50 years ago today, Kerouac’s “On the Road” was published. Reading it as a teenager–if only I could remember who had first handed me a copy–led me on an odyssey of discovering and devouring the subversive, onomatopoetic oevre of the Beat Generation and its writers. Since then, many others have surmounted Kerouac’s primacy in my pantheon of literary gods, but I still hold a soft spot for him (and the dozens of editions of his books I still hoard).

My desire to mimic Kerouac, and his brief stint as a sports reporter, led me to explore journalism as a career.

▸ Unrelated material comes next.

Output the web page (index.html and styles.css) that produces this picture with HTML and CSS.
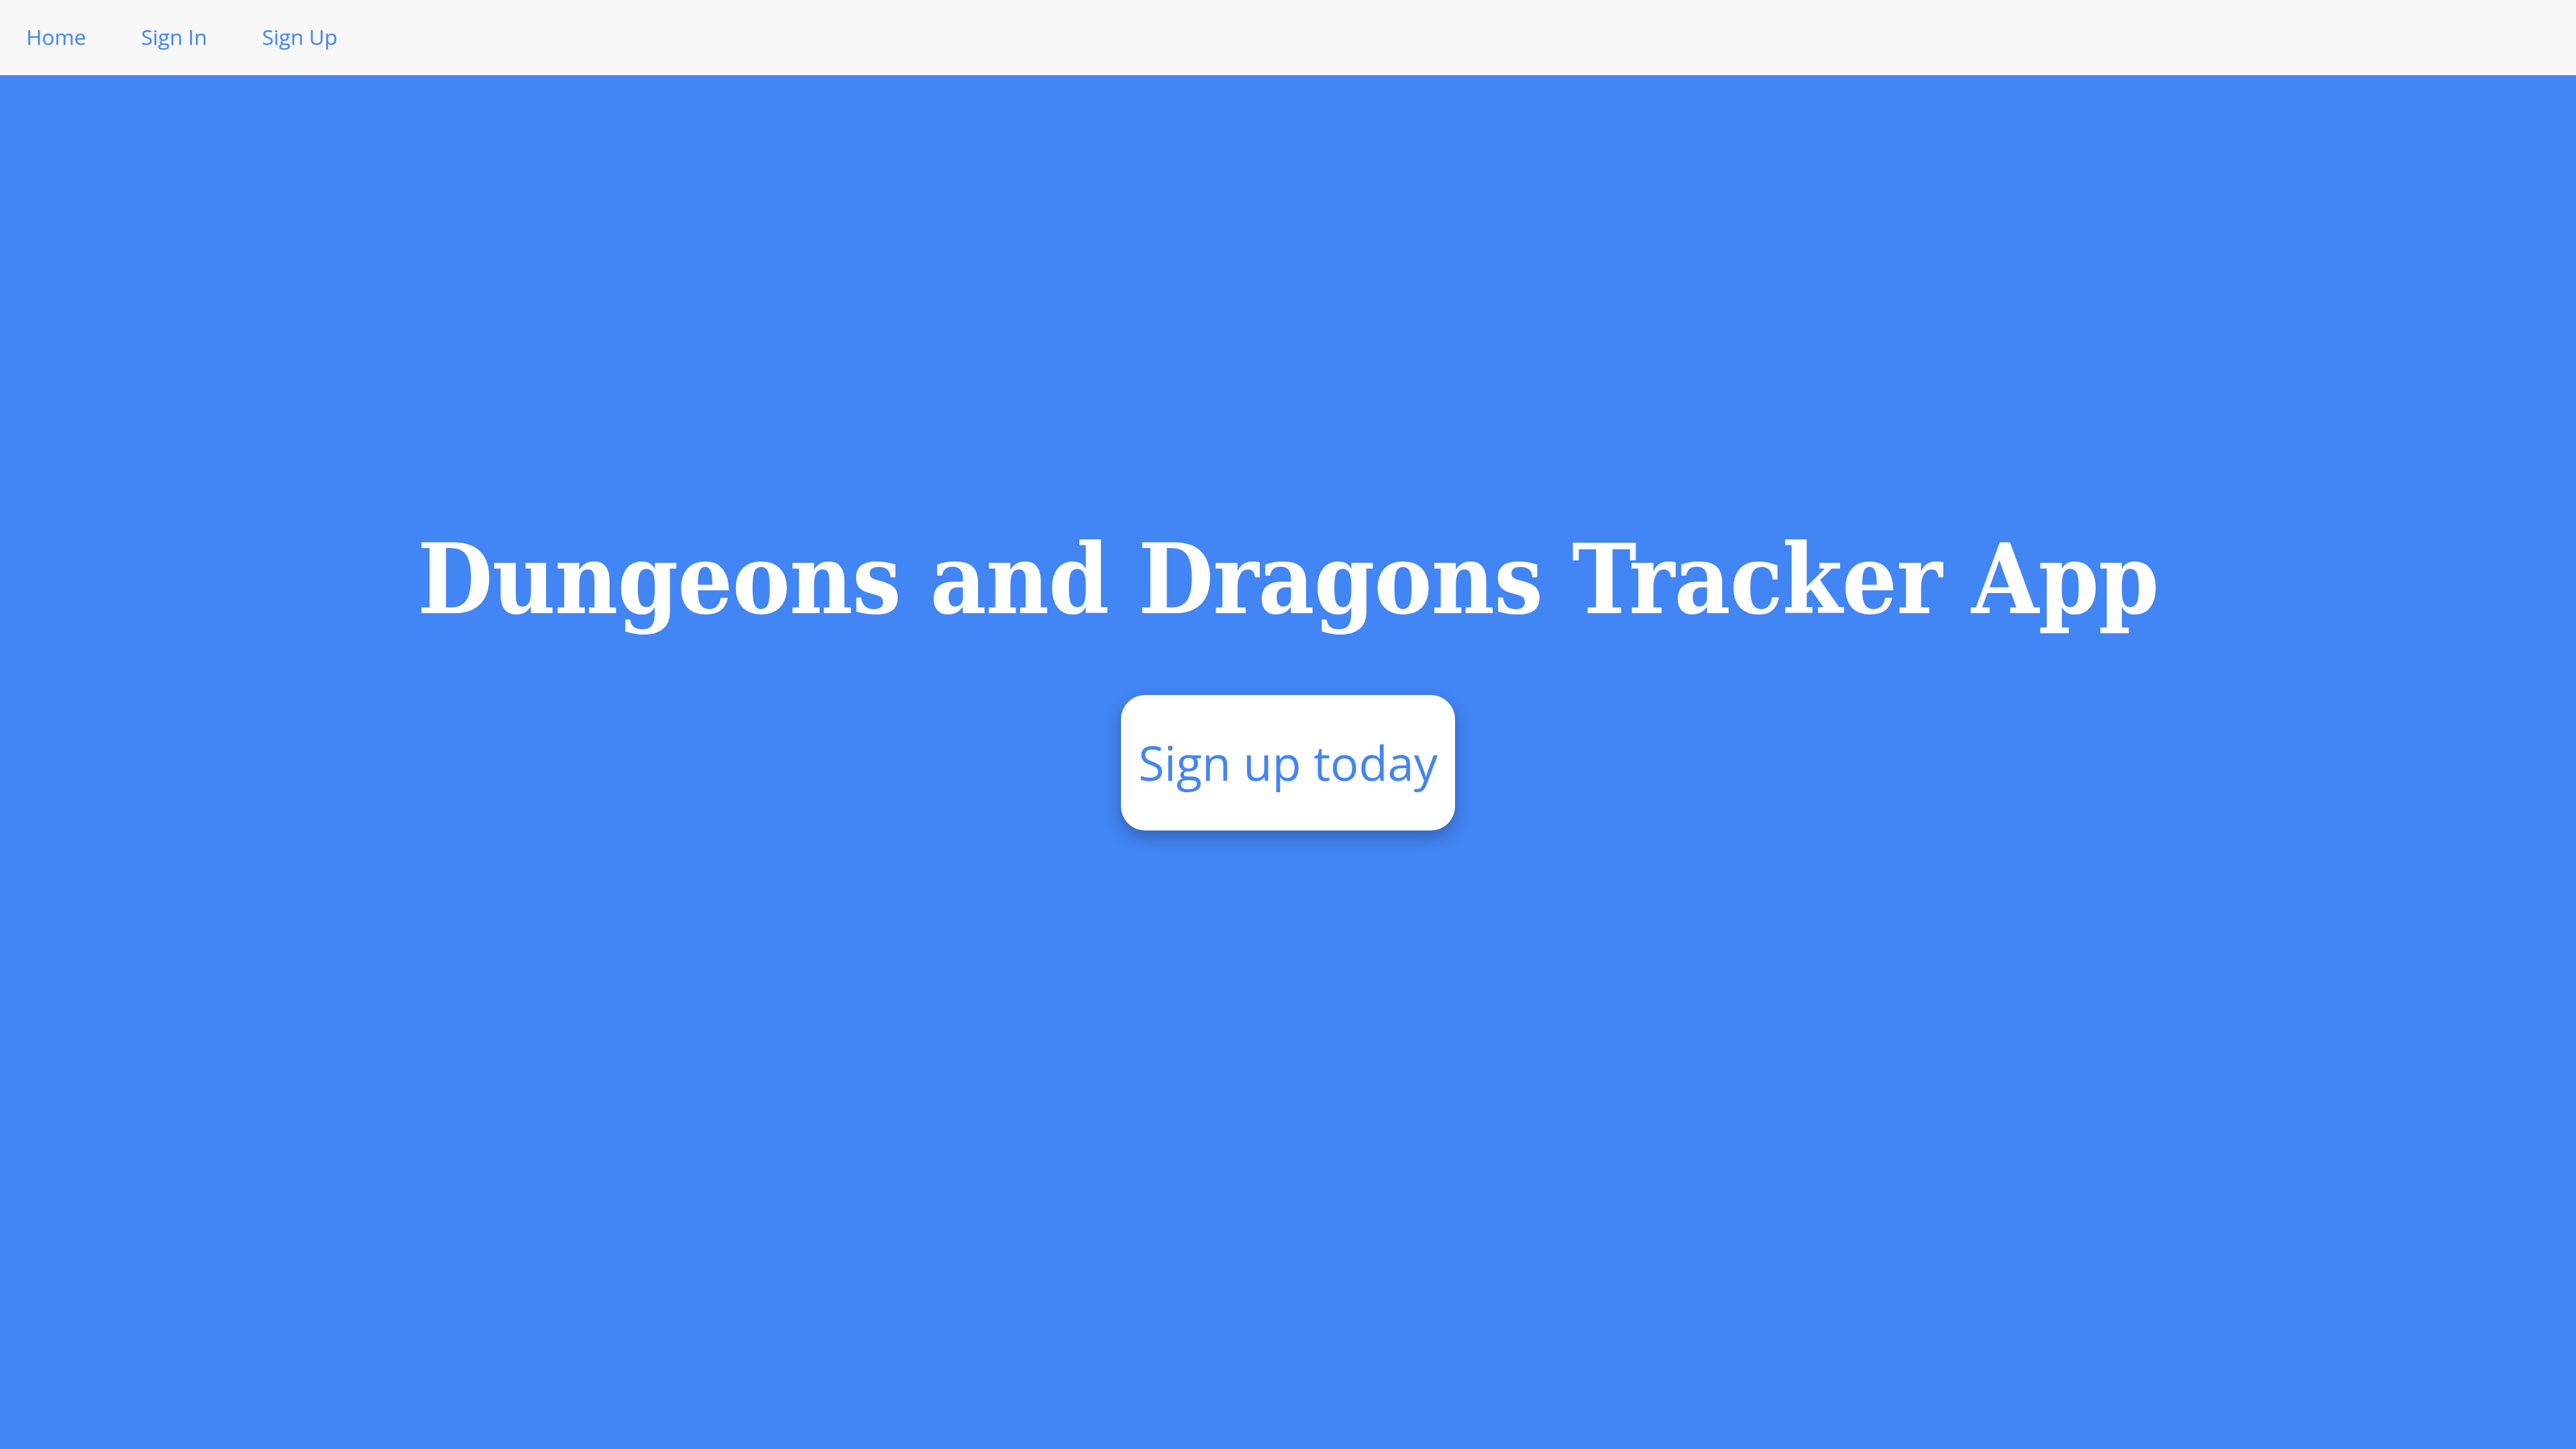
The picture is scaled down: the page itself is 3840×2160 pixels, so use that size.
FILE: index.html
```html
<!DOCTYPE html>
<html lang="en">
<head>
<meta charset="utf-8">
<title>Dungeons and Dragons Tracker App</title>
<link rel="stylesheet" href="styles.css">
</head>
<body>
<nav class="navbar">
  <a class="nav-link" href="#">Home</a>
  <a class="nav-link" href="#">Sign In</a>
  <a class="nav-link" href="#">Sign Up</a>
</nav>
<main class="hero">
  <h1 class="hero-title">Dungeons and Dragons Tracker App</h1>
  <a class="hero-button" href="#">Sign up today</a>
</main>
</body>
</html>
```

FILE: styles.css
```css
html, body {
  margin: 0;
  padding: 0;
}
body {
  font-family: "Open Sans", "Noto Sans", sans-serif;
  background: #4285f4;
}
.navbar {
  height: 112px;
  box-sizing: border-box;
  background: #f8f8f8;
  display: flex;
  align-items: center;
  padding-left: 39px;
  padding-bottom: 3px;
  gap: 82px;
}
.nav-link {
  color: #4285f4;
  text-decoration: none;
  font-size: 31.6px;
}
.hero {
  height: 2048px;
  box-sizing: border-box;
  display: flex;
  flex-direction: column;
  align-items: center;
  justify-content: center;
  padding-bottom: 256px;
  background: #4285f4;
}
.hero-title {
  margin: 0 0 85px 0;
  color: #ffffff;
  font-family: "DejaVu Serif Condensed", "DejaVu Serif", "Liberation Serif", serif;
  font-stretch: condensed;
  font-weight: bold;
  font-size: 144px;
  line-height: 1.2;
  letter-spacing: -0.9px;
  white-space: nowrap;
}
.hero-button {
  display: inline-block;
  background: #ffffff;
  color: #4285f4;
  text-decoration: none;
  font-size: 70.5px;
  line-height: 96px;
  padding: 53px 26px;
  border-radius: 36px;
  box-shadow: 0 10px 24px rgba(0, 0, 0, 0.25);
}
```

Then, my high school English teacher, with his heavy Southern accent and affinity for heavy suede workboots, spied me reading “On the Road” before class (it was not on the syllabus).

“Y’know,” he said, “Ol’ Jack drank hi’self to death back in ‘69.”

That teacher turned me on to H.L. Mencken and taught me to write a news story.

A couple weeks ago, I rode my bicycle through Brooklyn and Queens to visit Kerouac’s former apartment in Ozone Park. Over what is now a flower shop (“Little Shoppe of Flowers”…hilarious), he lived with his parents and wrote “The Town and the City”. I believe it was also the apartment where his father died of stomach cancer, exacerbated by his drinking. On a busy morning, I rode through traffic on Crossbay Boulevard to visit the site. A man washed his ambulance on the street outside. He looked at me like I was crazy for taking a picture of the building and the small plaque next to the door:

So now, let me join the chorus of writers who have come to praise Kerouac and to bury him. Maybe it’s time I picked up “Vanity of Duluoz” or “Maggie Cassidy” one more time. It’s funny, the places these circuitous trails lead you.